The Company is engaged in the business of exploration and development of oil and natural gas reserves through the acquisition and development of properties primarily with proven reserves. The Company’s ability to grow shareholder value through growth of assets, earnings and cash flows is dependent on its ability to acquire and develop commercial quantities of oil and natural gas that can be produced and marketed at a profit. The Company’s ability to accomplish this growth has been adversely affected by a significant reduction in the availability of investment capital, brought about by the significant declines in the economy. In spite of having significant acquisition opportunities over the fiscal year, the Company was not able to avail itself of sufficient funds to take advantage of the opportunities. Company management has continued to pursue the elements of its growth strategies including actively pursuing the acquisition of significant producing properties with development potential which can be exploited with lower cost and with lower risk than unproven prospects; While management has worked toward the successful completion of this plan, sufficient funds have not been obtained to complete it, and there can be no assurance that the intended results will be achieved or that funds will be available to accomplish the plan.
Results of Operations
Three months ended June 30, 2004 compared to June 30, 2003.
The company recorded a net operating loss of $0 for the three month period ended June 30, 2004 compared to a loss for the same period in 2003 of $6,000. General and Administration expenses decreased to $0 from $6,000.
Liquidity
To the extent possbile, the Company expects to finance its future acquisition, development and exploration activities through various means of corporate and project finance and through the issuance of additional securities.

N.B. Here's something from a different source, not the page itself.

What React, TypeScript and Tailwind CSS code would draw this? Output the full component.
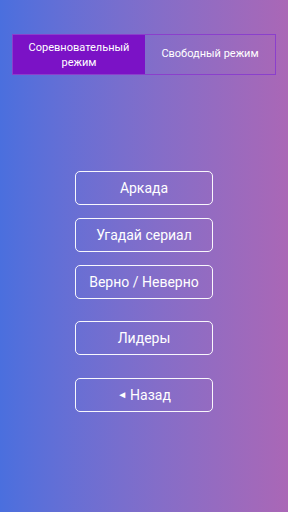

During the last fiscal year, the Company purchased an interest in a geo thermal power firm, North American GeoPower, Inc. in exchange for shares of a subsidiary, Cambridge Power Corporation. Although there was no material impact on the Company’s financial statements, a number of events in the power industry including the legislative mandate of alternative energy use and a general emphasis on alternative energy production, made this an opportunity for the Company to increase its shareholders’ value. The Company distributed shares of North American GeoPower, Inc. to its shareholders in a form of a stock dividend on the basis on one shares of North American GeoPower, Inc. for each 15 shares of the Company’s stock. In addition, an agreement with North American GeoPower, Inc. provides for the future payments to the Company in exchange for its participation. The Company has not yet received any funds and there is no assurance that any funds will be
received from this agreement.
There can be no assurance that sufficient funds will be available to meet the requirements of the Company’s growth strategy or operations.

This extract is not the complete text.